Records excerpted from a collection.
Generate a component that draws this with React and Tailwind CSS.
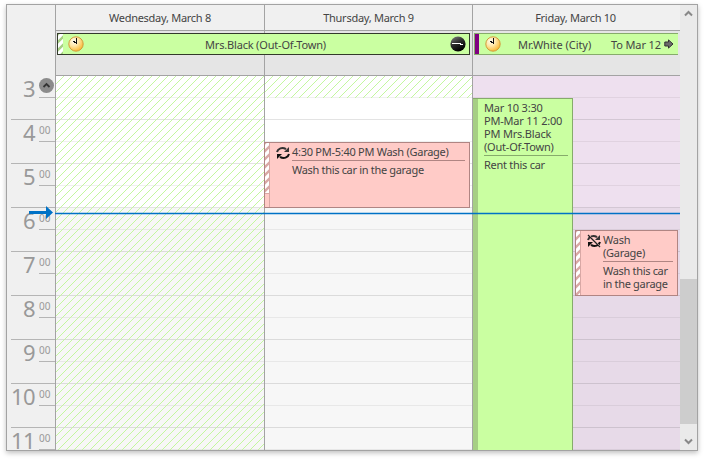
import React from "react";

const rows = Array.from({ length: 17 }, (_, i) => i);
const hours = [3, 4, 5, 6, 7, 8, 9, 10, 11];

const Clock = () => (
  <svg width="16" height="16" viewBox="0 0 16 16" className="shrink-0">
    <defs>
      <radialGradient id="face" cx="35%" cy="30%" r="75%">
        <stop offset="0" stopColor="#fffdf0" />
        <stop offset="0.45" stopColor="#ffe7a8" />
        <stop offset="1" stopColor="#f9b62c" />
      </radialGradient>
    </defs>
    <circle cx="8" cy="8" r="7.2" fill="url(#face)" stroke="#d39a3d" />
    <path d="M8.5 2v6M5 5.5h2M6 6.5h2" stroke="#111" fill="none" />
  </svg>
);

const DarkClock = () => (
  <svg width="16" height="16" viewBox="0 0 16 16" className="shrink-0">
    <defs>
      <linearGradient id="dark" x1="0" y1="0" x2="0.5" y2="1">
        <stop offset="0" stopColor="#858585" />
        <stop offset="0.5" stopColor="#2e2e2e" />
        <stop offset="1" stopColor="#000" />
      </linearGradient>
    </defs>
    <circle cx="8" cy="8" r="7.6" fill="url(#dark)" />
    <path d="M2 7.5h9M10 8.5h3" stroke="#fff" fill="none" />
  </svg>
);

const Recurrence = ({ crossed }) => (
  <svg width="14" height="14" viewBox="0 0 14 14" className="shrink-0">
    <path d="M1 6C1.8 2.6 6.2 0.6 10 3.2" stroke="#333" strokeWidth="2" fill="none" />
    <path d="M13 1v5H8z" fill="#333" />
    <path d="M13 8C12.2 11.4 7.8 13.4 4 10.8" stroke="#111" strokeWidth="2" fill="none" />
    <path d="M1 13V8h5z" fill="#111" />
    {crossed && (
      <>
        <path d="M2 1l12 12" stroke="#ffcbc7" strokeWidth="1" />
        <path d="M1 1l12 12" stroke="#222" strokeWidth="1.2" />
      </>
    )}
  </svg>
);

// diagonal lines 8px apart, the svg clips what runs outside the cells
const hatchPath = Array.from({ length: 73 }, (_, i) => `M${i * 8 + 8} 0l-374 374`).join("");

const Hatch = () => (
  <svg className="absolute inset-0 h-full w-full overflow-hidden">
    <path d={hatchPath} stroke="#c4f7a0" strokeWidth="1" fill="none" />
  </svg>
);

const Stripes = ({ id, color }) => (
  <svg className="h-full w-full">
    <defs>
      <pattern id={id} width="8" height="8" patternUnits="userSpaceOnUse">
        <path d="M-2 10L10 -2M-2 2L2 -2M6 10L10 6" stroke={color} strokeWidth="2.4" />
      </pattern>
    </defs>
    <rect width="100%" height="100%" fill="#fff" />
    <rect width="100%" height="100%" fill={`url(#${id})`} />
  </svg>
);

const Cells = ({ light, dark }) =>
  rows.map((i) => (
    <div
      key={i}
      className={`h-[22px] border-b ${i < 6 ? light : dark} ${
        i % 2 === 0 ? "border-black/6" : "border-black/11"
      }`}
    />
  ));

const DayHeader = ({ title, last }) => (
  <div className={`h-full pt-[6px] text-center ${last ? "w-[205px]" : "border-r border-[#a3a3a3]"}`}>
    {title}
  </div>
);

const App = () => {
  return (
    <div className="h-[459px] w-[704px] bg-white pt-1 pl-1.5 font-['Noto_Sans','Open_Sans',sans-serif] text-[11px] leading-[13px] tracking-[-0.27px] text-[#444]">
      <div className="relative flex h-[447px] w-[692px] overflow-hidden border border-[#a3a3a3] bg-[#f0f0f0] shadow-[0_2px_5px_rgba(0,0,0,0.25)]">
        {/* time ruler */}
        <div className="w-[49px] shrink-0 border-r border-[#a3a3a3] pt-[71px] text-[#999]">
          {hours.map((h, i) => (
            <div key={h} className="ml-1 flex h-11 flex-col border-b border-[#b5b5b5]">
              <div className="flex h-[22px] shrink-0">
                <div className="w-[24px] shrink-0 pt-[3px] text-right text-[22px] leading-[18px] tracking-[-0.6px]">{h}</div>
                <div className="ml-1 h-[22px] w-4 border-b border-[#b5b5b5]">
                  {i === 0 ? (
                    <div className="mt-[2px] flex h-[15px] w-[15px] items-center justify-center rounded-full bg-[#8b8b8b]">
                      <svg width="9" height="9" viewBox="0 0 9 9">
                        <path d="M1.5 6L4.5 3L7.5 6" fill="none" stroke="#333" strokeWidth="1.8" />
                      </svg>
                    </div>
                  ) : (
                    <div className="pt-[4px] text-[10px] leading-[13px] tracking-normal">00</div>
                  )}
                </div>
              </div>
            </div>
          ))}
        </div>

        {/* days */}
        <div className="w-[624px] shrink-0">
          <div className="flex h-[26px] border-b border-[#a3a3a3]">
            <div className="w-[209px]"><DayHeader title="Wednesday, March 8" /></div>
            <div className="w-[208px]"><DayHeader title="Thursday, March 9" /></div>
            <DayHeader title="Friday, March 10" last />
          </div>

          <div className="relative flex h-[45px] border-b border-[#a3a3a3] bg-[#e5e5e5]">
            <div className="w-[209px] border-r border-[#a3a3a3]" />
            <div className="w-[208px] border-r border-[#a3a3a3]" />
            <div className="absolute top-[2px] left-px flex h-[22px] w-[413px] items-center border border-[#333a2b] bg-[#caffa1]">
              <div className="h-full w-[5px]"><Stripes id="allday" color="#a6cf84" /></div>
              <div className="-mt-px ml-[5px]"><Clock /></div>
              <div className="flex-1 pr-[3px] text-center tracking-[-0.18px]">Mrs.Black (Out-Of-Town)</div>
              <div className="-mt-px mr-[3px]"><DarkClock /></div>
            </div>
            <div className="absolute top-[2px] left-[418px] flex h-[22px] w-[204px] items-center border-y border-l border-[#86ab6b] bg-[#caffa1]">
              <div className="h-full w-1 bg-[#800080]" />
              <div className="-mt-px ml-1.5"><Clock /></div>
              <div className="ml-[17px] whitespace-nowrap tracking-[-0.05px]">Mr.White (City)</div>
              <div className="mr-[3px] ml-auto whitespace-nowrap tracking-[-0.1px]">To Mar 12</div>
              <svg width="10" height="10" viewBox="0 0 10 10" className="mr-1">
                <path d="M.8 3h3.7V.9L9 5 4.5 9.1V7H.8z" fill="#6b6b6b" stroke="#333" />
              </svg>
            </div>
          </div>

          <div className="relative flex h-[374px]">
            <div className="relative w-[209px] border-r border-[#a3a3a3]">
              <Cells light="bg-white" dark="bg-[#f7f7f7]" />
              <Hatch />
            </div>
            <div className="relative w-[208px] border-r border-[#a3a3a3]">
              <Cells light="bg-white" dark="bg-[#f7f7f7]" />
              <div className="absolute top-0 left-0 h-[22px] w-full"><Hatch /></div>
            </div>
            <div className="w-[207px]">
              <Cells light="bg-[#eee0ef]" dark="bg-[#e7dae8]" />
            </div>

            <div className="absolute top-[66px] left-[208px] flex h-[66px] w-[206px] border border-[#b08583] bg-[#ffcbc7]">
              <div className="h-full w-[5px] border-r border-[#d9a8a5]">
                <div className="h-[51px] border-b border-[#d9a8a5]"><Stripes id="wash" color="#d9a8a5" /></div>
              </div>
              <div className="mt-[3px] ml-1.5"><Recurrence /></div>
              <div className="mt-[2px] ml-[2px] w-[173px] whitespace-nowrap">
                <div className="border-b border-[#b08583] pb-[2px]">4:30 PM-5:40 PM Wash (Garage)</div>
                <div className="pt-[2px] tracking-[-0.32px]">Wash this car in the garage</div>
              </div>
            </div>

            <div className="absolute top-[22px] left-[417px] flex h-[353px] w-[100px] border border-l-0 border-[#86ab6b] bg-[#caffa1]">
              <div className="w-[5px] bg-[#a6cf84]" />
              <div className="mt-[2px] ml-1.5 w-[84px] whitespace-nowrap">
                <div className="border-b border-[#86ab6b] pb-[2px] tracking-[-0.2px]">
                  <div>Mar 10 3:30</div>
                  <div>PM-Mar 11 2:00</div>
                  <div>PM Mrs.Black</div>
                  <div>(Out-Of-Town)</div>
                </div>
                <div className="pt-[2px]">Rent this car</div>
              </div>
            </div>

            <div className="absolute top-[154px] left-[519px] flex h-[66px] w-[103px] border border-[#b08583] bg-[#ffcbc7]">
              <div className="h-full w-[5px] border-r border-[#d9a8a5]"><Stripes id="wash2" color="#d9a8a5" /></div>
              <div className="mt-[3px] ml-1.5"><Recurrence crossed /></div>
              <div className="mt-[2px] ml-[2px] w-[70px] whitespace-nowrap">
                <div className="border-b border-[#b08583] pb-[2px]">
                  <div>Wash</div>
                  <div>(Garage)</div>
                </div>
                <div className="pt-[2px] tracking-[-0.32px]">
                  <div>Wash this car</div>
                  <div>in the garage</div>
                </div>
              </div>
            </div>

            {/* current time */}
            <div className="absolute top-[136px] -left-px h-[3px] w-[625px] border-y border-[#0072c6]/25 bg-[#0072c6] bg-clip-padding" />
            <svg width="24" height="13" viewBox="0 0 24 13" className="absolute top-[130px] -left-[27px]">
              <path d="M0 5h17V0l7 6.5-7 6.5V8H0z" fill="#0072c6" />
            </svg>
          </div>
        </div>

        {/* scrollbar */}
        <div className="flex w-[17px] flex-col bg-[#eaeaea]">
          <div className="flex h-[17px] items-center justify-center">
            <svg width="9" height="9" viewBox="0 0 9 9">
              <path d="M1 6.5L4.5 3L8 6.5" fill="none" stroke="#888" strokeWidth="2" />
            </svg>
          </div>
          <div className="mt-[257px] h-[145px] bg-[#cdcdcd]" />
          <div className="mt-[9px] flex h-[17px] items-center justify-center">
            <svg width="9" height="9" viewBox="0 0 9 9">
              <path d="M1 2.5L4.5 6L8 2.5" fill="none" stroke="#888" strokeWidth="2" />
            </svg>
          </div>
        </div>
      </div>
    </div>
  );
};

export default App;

---

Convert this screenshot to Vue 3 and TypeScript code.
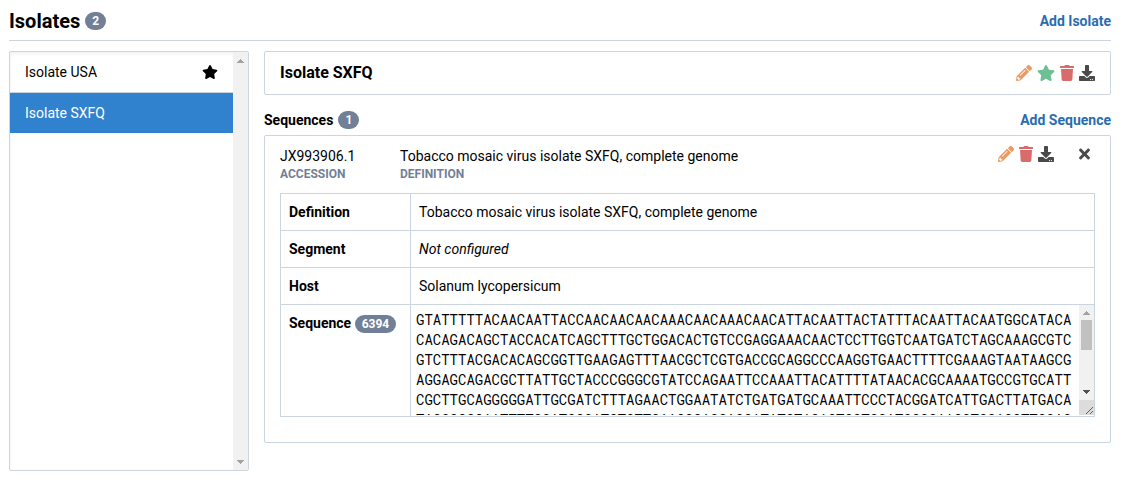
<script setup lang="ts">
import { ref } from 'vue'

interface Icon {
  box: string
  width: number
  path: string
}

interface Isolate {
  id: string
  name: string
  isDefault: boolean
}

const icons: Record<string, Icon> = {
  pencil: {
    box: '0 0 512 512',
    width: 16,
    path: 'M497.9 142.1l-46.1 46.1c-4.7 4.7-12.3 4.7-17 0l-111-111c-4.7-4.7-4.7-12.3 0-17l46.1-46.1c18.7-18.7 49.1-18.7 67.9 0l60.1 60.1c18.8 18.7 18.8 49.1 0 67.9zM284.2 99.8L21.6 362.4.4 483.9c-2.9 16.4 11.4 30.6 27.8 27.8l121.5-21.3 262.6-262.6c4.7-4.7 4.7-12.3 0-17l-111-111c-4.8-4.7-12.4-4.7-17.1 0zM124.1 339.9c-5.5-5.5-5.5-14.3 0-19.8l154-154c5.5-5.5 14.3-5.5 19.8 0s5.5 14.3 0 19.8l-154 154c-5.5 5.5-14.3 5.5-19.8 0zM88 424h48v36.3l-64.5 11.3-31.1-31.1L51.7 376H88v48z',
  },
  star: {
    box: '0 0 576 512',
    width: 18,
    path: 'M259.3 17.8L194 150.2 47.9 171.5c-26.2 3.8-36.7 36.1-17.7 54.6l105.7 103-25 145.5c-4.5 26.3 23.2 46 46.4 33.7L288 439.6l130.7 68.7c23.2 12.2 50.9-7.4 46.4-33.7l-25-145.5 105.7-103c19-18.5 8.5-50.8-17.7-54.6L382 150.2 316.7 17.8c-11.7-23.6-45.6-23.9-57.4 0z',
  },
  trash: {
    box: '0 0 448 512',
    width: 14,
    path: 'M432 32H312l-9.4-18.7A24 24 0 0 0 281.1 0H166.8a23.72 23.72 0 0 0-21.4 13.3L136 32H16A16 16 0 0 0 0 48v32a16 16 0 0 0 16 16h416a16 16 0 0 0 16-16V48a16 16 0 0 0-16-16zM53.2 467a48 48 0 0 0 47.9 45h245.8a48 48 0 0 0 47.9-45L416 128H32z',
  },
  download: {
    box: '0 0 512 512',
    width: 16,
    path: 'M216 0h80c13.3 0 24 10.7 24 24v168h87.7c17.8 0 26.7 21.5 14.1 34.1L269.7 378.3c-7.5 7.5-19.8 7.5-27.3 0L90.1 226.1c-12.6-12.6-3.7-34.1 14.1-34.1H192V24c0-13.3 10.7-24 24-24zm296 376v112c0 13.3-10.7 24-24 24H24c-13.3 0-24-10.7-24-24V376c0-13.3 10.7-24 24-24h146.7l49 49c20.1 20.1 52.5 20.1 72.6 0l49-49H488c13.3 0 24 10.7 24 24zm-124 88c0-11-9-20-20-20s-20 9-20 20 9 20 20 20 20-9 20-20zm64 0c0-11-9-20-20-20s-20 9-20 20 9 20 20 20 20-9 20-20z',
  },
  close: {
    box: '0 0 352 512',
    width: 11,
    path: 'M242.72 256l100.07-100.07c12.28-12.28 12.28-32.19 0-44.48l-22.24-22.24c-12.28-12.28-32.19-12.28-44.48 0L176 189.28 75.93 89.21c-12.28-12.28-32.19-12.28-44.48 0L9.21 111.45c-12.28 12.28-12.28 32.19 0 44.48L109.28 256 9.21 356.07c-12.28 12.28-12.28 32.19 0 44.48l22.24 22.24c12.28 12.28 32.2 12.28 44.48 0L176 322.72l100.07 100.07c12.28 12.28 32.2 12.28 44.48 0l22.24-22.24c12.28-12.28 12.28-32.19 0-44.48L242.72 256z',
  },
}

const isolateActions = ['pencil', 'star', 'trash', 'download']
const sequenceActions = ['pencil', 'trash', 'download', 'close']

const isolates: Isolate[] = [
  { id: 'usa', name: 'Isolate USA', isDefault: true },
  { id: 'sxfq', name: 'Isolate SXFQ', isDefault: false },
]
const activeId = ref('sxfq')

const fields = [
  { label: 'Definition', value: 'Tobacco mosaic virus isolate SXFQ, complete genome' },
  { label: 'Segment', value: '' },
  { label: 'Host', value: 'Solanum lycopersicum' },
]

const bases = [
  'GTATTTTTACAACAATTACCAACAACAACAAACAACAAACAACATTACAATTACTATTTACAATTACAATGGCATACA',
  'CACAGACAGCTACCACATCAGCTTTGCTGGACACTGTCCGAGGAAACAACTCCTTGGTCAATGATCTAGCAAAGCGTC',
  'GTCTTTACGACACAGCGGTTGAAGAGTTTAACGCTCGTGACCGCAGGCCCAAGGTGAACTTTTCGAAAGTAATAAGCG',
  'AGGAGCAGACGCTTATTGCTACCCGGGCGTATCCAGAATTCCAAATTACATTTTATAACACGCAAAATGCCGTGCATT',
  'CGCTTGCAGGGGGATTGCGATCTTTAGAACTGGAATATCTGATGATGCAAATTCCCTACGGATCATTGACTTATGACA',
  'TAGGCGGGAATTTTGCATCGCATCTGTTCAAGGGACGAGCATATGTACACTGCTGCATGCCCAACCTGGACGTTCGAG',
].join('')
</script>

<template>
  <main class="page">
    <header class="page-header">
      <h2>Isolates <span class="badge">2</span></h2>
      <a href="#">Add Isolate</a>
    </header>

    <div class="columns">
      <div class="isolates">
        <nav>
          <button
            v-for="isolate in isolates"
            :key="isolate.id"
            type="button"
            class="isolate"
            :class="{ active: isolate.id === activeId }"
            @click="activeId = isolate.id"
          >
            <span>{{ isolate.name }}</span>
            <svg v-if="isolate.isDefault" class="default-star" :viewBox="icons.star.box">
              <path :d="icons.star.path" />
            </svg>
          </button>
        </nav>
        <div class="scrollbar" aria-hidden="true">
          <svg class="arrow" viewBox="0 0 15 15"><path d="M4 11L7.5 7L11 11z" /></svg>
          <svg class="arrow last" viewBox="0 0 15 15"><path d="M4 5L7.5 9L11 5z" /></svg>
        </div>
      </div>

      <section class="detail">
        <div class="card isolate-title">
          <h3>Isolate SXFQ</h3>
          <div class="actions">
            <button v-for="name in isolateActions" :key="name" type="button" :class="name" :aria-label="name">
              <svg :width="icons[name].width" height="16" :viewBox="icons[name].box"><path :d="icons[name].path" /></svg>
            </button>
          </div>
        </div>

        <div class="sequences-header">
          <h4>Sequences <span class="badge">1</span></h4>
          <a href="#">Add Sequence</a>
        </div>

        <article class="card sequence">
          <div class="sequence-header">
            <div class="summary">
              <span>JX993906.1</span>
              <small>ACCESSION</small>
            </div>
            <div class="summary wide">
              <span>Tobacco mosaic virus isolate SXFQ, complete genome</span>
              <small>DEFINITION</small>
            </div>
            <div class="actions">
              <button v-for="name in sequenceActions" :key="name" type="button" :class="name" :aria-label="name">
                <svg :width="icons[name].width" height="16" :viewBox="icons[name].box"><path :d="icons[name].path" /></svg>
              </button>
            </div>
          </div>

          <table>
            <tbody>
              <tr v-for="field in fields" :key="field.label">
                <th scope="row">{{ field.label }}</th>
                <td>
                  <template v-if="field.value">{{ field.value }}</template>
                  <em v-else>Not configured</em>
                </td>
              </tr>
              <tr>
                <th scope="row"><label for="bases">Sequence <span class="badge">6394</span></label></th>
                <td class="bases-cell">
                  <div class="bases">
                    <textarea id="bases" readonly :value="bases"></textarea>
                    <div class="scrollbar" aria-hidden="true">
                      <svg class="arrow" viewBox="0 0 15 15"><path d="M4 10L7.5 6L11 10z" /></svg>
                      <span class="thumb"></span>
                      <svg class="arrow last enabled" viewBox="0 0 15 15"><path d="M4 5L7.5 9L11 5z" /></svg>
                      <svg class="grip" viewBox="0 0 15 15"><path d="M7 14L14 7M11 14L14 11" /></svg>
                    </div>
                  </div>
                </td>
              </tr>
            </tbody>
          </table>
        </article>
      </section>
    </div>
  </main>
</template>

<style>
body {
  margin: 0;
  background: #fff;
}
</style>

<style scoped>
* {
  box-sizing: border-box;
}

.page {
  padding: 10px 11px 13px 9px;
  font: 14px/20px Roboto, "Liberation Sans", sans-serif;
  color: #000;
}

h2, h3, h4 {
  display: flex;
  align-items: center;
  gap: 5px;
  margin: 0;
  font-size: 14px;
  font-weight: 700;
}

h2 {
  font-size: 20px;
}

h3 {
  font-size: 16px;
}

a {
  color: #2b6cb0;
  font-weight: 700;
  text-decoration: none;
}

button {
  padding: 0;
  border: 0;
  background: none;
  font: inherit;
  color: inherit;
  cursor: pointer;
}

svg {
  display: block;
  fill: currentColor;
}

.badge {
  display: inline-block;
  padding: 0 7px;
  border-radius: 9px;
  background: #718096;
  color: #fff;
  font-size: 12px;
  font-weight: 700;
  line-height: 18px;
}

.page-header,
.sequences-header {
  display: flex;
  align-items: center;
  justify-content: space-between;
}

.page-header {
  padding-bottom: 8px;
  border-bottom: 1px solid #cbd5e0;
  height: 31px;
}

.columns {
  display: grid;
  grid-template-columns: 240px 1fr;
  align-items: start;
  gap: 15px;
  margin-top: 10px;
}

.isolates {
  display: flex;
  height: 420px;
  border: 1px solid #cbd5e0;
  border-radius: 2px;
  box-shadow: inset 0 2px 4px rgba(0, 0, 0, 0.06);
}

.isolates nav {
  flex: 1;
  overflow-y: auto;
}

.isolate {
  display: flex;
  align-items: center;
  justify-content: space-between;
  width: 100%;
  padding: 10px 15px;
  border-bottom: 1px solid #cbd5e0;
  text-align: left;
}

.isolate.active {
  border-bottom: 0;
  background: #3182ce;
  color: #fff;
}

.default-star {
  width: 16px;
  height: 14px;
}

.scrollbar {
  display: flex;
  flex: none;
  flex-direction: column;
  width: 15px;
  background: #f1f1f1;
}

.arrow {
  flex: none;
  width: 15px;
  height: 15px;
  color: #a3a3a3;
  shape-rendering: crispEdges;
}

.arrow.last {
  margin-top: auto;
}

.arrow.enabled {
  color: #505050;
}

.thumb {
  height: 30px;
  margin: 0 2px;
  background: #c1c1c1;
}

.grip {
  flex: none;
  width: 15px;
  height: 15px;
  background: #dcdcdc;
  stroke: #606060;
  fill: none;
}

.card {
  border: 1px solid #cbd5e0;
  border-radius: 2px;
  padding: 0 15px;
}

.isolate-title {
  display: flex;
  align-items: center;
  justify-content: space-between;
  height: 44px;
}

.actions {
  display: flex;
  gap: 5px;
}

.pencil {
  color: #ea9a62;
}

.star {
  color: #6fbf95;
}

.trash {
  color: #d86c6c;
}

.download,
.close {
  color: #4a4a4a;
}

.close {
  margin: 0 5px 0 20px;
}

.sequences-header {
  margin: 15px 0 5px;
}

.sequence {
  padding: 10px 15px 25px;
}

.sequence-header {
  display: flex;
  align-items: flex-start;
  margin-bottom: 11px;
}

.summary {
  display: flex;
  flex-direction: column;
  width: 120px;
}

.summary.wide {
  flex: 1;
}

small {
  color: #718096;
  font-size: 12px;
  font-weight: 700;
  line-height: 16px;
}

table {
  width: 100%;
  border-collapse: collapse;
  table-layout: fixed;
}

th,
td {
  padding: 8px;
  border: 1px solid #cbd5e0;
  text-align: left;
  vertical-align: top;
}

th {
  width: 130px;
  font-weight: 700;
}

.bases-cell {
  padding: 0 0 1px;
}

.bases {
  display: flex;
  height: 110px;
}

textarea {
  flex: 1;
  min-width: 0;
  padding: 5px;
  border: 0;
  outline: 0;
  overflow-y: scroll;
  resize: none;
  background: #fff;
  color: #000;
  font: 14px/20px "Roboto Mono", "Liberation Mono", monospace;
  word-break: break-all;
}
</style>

What you need to do.
Using the entries above, extract exactly the lines from the one that contains "Generate a component" through the one that contains "const hours = [3, 4, 5, 6, 7, 8, 9, 10, 11];". Do not carry over any pictures.

Response below.
Generate a component that draws this with React and Tailwind CSS.
import React from "react";

const rows = Array.from({ length: 17 }, (_, i) => i);
const hours = [3, 4, 5, 6, 7, 8, 9, 10, 11];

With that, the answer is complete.